What you should do: Return the material exactly as supplied, apart from the pictures, which are omitted.

* Begin Dataset excerpt *

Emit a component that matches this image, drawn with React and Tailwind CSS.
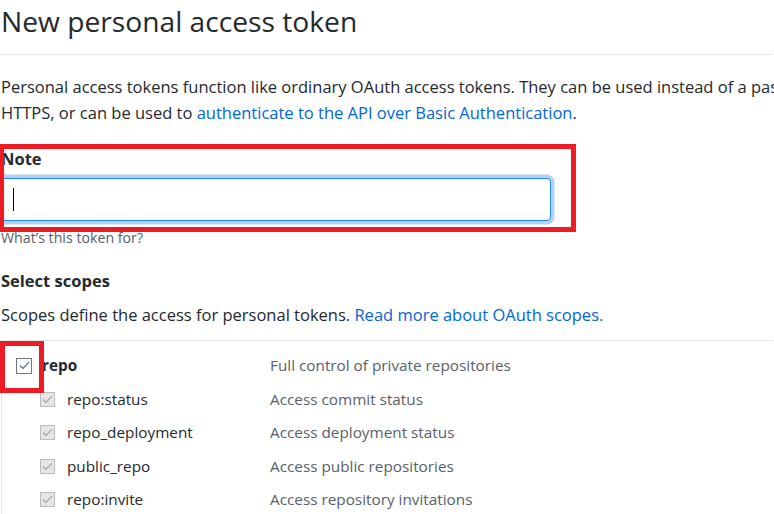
import React from 'react';

const scopes = [
  { name: 'repo:status', desc: 'Access commit status' },
  { name: 'repo_deployment', desc: 'Access deployment status' },
  { name: 'public_repo', desc: 'Access public repositories' },
  { name: 'repo:invite', desc: 'Access repository invitations' },
];

const Check = ({ disabled }) => (
  <span
    className={
      disabled
        ? 'flex h-[15px] w-[15px] items-center justify-center border border-[#bcbcbc] bg-[#e6e6e6]'
        : 'flex h-[16px] w-[16px] items-center justify-center border border-[#767676] bg-white'
    }
  >
    <svg width="11" height="9" viewBox="0 0 11 9" fill="none">
      <path
        d="M1 4.5 L4 7.5 L10 1.2"
        stroke={disabled ? '#a3a3a3' : '#4a6785'}
        strokeWidth="1.1"
      />
    </svg>
  </span>
);

export default function App() {
  return (
    <div
      className="relative h-[514px] w-[774px] overflow-hidden bg-white text-[#24292e]"
      style={{ fontFamily: '"Open Sans", "Noto Sans", sans-serif' }}
    >
      <div className="px-[1px]">
        {/* Header */}
        <h1 className="border-b border-[#e1e4e8] pb-[13px] pt-[1px] text-[28.2px] font-normal leading-[40px]">
          New personal access token
        </h1>

        <p className="mt-[19px] whitespace-nowrap text-[16.5px] leading-[26px]">
          Personal access tokens function like ordinary OAuth access tokens. They can be used instead of a password for Git over
          <br />
          HTTPS, or can be used to{' '}
          <a className="text-[#0366d6]">authenticate to the API over Basic Authentication</a>.
        </p>

        {/* Note */}
        <div className="mt-[20px] text-[16.5px] font-bold leading-[26px]">Note</div>
        <div className="relative mt-[6px] h-[43px] w-[550px] rounded-[4px] border border-[#2188ff] bg-white shadow-[0_0_0_3.5px_rgba(3,102,214,0.3)]">
          <span className="absolute left-[11px] top-[9px] h-[23px] w-[1px] bg-black" />
        </div>
        <div className="mt-[7px] text-[14.2px] leading-[20px] text-[#586069]">What’s this token for?</div>

        {/* Scopes */}
        <div className="mt-[20px] text-[16.5px] font-bold leading-[26px]">Select scopes</div>
        <p className="mt-[8px] text-[16.5px] leading-[26px]">
          Scopes define the access for personal tokens.{' '}
          <a className="text-[#0366d6]">Read more about OAuth scopes.</a>
        </p>

        <div className="mt-[12px] border-l border-t border-[#e1e4e8] pt-[8px] text-[15.3px]">
          <div className="flex h-[33.5px] items-center">
            <div className="flex w-[268px] items-center">
              <span className="ml-[14px]">
                <Check />
              </span>
              <span className="ml-[10px] font-bold">repo</span>
            </div>
            <span className="text-[#586069]">Full control of private repositories</span>
          </div>
          {scopes.map((s) => (
            <div key={s.name} className="flex h-[33.5px] items-center">
              <div className="flex w-[268px] items-center">
                <span className="ml-[38px]">
                  <Check disabled />
                </span>
                <span className="ml-[12px]">{s.name}</span>
              </div>
              <span className="text-[#586069]">{s.desc}</span>
            </div>
          ))}
        </div>
      </div>

      {/* Annotation boxes */}
      <div className="pointer-events-none absolute left-[-1px] top-[144px] h-[88px] w-[577px] border-[5px] border-[#ed1c24]" />
      <div className="pointer-events-none absolute left-[0px] top-[341px] h-[52px] w-[44px] border-[5px] border-[#ed1c24]" />
    </div>
  );
}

* End Dataset excerpt *

Answer to this problem:
Emit a component that matches this image, drawn with React and Tailwind CSS.
import React from 'react';

const scopes = [
  { name: 'repo:status', desc: 'Access commit status' },
  { name: 'repo_deployment', desc: 'Access deployment status' },
  { name: 'public_repo', desc: 'Access public repositories' },
  { name: 'repo:invite', desc: 'Access repository invitations' },
];

const Check = ({ disabled }) => (
  <span
    className={
      disabled
        ? 'flex h-[15px] w-[15px] items-center justify-center border border-[#bcbcbc] bg-[#e6e6e6]'
        : 'flex h-[16px] w-[16px] items-center justify-center border border-[#767676] bg-white'
    }
  >
    <svg width="11" height="9" viewBox="0 0 11 9" fill="none">
      <path
        d="M1 4.5 L4 7.5 L10 1.2"
        stroke={disabled ? '#a3a3a3' : '#4a6785'}
        strokeWidth="1.1"
      />
    </svg>
  </span>
);

export default function App() {
  return (
    <div
      className="relative h-[514px] w-[774px] overflow-hidden bg-white text-[#24292e]"
      style={{ fontFamily: '"Open Sans", "Noto Sans", sans-serif' }}
    >
      <div className="px-[1px]">
        {/* Header */}
        <h1 className="border-b border-[#e1e4e8] pb-[13px] pt-[1px] text-[28.2px] font-normal leading-[40px]">
          New personal access token
        </h1>

        <p className="mt-[19px] whitespace-nowrap text-[16.5px] leading-[26px]">
          Personal access tokens function like ordinary OAuth access tokens. They can be used instead of a password for Git over
          <br />
          HTTPS, or can be used to{' '}
          <a className="text-[#0366d6]">authenticate to the API over Basic Authentication</a>.
        </p>

        {/* Note */}
        <div className="mt-[20px] text-[16.5px] font-bold leading-[26px]">Note</div>
        <div className="relative mt-[6px] h-[43px] w-[550px] rounded-[4px] border border-[#2188ff] bg-white shadow-[0_0_0_3.5px_rgba(3,102,214,0.3)]">
          <span className="absolute left-[11px] top-[9px] h-[23px] w-[1px] bg-black" />
        </div>
        <div className="mt-[7px] text-[14.2px] leading-[20px] text-[#586069]">What’s this token for?</div>

        {/* Scopes */}
        <div className="mt-[20px] text-[16.5px] font-bold leading-[26px]">Select scopes</div>
        <p className="mt-[8px] text-[16.5px] leading-[26px]">
          Scopes define the access for personal tokens.{' '}
          <a className="text-[#0366d6]">Read more about OAuth scopes.</a>
        </p>

        <div className="mt-[12px] border-l border-t border-[#e1e4e8] pt-[8px] text-[15.3px]">
          <div className="flex h-[33.5px] items-center">
            <div className="flex w-[268px] items-center">
              <span className="ml-[14px]">
                <Check />
              </span>
              <span className="ml-[10px] font-bold">repo</span>
            </div>
            <span className="text-[#586069]">Full control of private repositories</span>
          </div>
          {scopes.map((s) => (
            <div key={s.name} className="flex h-[33.5px] items-center">
              <div className="flex w-[268px] items-center">
                <span className="ml-[38px]">
                  <Check disabled />
                </span>
                <span className="ml-[12px]">{s.name}</span>
              </div>
              <span className="text-[#586069]">{s.desc}</span>
            </div>
          ))}
        </div>
      </div>

      {/* Annotation boxes */}
      <div className="pointer-events-none absolute left-[-1px] top-[144px] h-[88px] w-[577px] border-[5px] border-[#ed1c24]" />
      <div className="pointer-events-none absolute left-[0px] top-[341px] h-[52px] w-[44px] border-[5px] border-[#ed1c24]" />
    </div>
  );
}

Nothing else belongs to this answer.